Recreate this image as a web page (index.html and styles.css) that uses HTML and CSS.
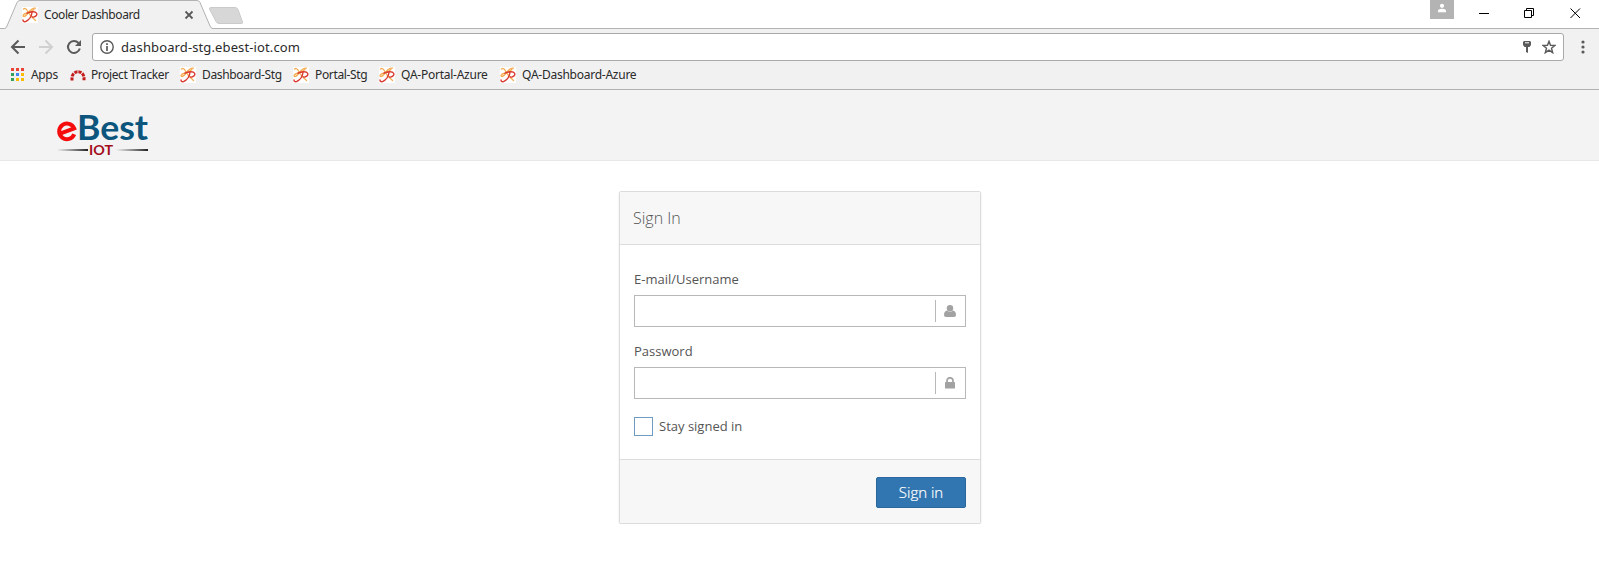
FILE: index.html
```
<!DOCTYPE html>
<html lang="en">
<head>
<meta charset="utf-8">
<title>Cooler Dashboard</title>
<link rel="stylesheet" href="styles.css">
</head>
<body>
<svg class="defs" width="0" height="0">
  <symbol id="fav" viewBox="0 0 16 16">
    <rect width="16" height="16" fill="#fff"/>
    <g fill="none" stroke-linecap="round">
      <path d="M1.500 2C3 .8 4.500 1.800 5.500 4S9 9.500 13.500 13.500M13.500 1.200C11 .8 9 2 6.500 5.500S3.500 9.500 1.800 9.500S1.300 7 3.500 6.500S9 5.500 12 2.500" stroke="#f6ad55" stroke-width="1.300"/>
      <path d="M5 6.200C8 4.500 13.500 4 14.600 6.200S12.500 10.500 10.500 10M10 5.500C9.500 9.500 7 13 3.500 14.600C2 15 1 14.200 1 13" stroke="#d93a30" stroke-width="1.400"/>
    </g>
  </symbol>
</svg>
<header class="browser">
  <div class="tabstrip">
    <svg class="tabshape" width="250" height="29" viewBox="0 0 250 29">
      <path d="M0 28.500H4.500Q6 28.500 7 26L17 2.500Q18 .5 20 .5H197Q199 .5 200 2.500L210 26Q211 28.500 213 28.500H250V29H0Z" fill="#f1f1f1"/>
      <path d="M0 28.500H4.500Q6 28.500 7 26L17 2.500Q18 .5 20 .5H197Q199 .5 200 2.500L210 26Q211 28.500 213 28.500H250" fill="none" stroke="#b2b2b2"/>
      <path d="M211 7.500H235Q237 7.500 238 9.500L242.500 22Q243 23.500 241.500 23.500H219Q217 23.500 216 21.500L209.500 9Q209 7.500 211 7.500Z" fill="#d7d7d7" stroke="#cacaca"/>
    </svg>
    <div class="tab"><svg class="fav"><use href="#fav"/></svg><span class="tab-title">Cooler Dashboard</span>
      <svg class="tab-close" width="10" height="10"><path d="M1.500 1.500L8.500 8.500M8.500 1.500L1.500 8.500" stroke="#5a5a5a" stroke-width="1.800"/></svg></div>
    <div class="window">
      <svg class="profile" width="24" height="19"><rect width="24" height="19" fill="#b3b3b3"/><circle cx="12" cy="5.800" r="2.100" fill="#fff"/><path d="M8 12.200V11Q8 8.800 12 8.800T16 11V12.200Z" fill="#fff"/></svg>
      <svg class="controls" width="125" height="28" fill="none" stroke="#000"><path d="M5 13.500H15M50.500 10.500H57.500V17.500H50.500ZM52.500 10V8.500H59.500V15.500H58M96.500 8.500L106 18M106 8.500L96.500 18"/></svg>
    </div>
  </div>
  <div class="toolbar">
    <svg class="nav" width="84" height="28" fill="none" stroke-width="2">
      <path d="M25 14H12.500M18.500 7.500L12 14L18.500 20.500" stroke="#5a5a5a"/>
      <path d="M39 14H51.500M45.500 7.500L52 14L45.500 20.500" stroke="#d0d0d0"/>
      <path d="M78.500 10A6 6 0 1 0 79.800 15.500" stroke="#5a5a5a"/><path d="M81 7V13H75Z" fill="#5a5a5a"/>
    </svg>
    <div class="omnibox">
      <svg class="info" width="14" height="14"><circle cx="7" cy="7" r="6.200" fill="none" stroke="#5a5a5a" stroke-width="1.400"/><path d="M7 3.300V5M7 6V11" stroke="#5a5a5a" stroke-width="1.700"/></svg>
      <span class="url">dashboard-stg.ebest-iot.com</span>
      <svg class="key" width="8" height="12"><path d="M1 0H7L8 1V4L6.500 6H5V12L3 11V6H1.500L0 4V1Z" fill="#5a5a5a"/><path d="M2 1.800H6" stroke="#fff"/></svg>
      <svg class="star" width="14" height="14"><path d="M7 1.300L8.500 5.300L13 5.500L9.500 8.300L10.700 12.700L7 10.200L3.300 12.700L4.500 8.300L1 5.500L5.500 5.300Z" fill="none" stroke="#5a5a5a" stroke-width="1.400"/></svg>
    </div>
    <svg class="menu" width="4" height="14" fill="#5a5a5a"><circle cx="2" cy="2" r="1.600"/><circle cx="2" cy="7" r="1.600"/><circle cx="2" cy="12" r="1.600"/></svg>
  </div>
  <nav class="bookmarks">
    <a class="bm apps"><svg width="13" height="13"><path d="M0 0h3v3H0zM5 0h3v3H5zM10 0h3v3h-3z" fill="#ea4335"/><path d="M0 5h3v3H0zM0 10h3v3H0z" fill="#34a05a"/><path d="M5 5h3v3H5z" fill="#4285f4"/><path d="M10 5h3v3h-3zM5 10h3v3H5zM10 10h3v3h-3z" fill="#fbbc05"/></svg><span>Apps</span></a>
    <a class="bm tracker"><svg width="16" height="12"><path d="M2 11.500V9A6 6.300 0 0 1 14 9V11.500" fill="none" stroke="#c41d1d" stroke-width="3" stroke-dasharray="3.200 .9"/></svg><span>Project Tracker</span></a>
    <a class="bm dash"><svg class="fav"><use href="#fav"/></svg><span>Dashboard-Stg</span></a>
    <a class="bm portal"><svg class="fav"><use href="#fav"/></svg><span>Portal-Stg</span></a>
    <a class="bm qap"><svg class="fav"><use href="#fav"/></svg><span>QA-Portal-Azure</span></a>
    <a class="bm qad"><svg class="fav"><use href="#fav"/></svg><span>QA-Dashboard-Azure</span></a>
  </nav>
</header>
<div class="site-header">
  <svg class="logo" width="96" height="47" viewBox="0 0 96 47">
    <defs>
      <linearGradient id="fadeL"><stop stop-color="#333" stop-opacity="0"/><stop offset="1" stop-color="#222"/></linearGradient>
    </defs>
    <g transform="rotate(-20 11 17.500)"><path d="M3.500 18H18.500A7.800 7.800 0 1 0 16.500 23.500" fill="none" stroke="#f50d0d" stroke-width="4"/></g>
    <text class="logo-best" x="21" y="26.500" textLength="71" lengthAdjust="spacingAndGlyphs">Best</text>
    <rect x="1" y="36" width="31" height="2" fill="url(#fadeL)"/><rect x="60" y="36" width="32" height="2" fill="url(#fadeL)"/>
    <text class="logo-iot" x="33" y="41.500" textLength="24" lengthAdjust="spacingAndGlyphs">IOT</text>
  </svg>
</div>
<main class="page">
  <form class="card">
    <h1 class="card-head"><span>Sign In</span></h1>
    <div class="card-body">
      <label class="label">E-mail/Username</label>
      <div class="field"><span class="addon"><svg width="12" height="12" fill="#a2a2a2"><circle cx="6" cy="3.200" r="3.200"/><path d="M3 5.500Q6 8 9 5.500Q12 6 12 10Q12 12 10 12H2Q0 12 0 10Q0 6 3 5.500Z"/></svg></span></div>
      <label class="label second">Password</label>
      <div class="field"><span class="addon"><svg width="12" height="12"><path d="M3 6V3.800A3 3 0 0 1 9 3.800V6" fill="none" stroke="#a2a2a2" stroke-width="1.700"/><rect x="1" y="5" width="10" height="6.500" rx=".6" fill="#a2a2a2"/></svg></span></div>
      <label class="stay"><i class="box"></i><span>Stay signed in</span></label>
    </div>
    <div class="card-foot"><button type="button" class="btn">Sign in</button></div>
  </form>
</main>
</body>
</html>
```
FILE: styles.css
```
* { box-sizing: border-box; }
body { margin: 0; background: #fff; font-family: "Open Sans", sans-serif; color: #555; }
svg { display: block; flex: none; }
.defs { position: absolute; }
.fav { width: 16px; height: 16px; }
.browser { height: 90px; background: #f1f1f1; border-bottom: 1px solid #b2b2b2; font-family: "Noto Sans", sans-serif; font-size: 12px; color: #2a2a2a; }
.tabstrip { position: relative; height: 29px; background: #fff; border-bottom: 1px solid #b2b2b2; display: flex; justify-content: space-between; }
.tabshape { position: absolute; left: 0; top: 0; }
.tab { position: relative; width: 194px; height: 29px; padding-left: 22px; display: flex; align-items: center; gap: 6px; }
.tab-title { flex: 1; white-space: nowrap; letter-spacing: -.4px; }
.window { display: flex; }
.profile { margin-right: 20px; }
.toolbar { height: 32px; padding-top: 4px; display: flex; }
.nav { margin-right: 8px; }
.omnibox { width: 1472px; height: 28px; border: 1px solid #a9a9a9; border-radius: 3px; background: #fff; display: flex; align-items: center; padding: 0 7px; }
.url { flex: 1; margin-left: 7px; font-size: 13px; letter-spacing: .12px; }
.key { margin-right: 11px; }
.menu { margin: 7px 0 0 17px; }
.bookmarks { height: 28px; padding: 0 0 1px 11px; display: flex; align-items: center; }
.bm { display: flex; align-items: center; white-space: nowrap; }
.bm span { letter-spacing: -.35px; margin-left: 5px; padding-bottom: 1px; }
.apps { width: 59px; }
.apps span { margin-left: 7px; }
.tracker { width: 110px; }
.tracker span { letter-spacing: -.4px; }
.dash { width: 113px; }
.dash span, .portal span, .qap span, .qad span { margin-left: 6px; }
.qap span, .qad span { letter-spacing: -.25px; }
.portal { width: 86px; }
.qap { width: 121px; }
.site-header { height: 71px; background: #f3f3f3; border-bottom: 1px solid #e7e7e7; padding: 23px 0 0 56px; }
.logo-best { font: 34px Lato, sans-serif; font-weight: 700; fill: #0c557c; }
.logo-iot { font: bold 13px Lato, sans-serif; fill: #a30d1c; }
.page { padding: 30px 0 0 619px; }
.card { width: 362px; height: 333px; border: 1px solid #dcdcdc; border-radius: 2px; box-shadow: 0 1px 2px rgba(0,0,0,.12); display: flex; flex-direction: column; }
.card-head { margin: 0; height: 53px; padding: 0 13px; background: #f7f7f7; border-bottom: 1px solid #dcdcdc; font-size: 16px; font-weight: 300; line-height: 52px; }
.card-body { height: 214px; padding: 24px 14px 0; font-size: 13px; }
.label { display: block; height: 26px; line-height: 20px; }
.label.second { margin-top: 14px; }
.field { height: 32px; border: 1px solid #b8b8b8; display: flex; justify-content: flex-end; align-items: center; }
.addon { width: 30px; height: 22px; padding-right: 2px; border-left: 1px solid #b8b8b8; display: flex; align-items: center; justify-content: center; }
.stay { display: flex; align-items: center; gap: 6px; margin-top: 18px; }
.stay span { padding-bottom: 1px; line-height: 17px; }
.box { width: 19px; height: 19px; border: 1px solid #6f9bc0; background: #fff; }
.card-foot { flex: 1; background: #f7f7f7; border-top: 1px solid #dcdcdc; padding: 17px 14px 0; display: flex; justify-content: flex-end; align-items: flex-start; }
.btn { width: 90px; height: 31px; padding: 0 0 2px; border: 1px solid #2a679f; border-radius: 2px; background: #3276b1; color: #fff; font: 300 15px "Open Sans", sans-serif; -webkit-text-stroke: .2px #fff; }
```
━━━━━━━━━━━━━━━━━━━━━━━━━━━━━━
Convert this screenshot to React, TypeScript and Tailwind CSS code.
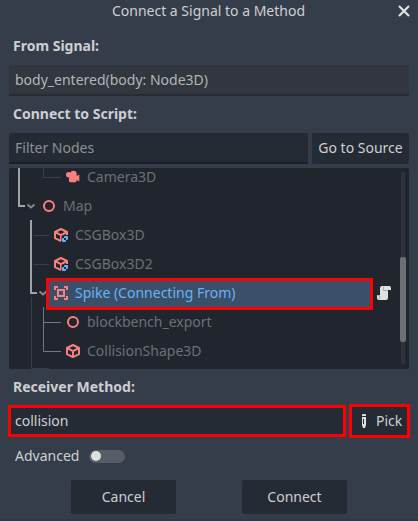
━━━━━━━━━━━━━━━━━━━━━━━━━━━━━━
▶ [Instruction] Copy out the lines in which the string "styles" appears.

▶ [Result]
Recreate this image as a web page (index.html and styles.css) that uses HTML and CSS.
<link rel="stylesheet" href="styles.css">
FILE: styles.css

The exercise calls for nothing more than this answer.